Dana How Social Service Fund

Who is Dana How?

Dana How served as Executive Director of the Christian Association (CA) of the University of Pennsylvania from 1928 to 1958. He was a committed leader, providing oversight and support for the CA as well as the two summer residential camps in Green Lane, PA and three community settlement houses based in South Philadelphia and near the university. Those settlement houses (Western House, University House and Dixon House) were the main recruitment centers for campers.

The camps were known as the University Camps for Boys and the University Camps for Girls. How recruited Penn students to serve as counselors at the camps. Under his guidance the camps were racially integrated in 1946, and in the 1970s both sites became coed. They adopted the names Unami Camp for older campers and Deep Creek for younger campers.

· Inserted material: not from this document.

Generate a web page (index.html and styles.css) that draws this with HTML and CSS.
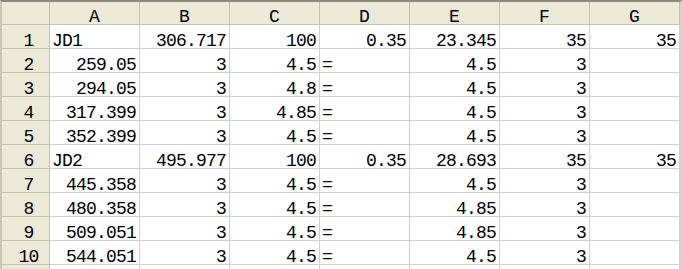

These organizations flourished and grew under How’s leadership. In a 1940s-era pamphlet, he called for people to “join with us through your gifts in the happy privilege of lifting hundreds out of their hardships and unhappiness and of actually setting them on the road to a new and better world.”

Dana How
Dana How

In recognition of Dana How’s more than 50 years of dedication to social service work among disadvantaged children in the Greater Philadelphia area, while inspiring generations of students at the University of Pennsylvania, several of his colleagues created a testimonial fund known as the Dana G. How Social Service Fund.

Today that fund, financially operated as a trust by the Philadelphia Foundation, is managed by a committee of former campers, counselors-in-training, counselors and administrators at the very same University Camps that Dana How worked tirelessly to support.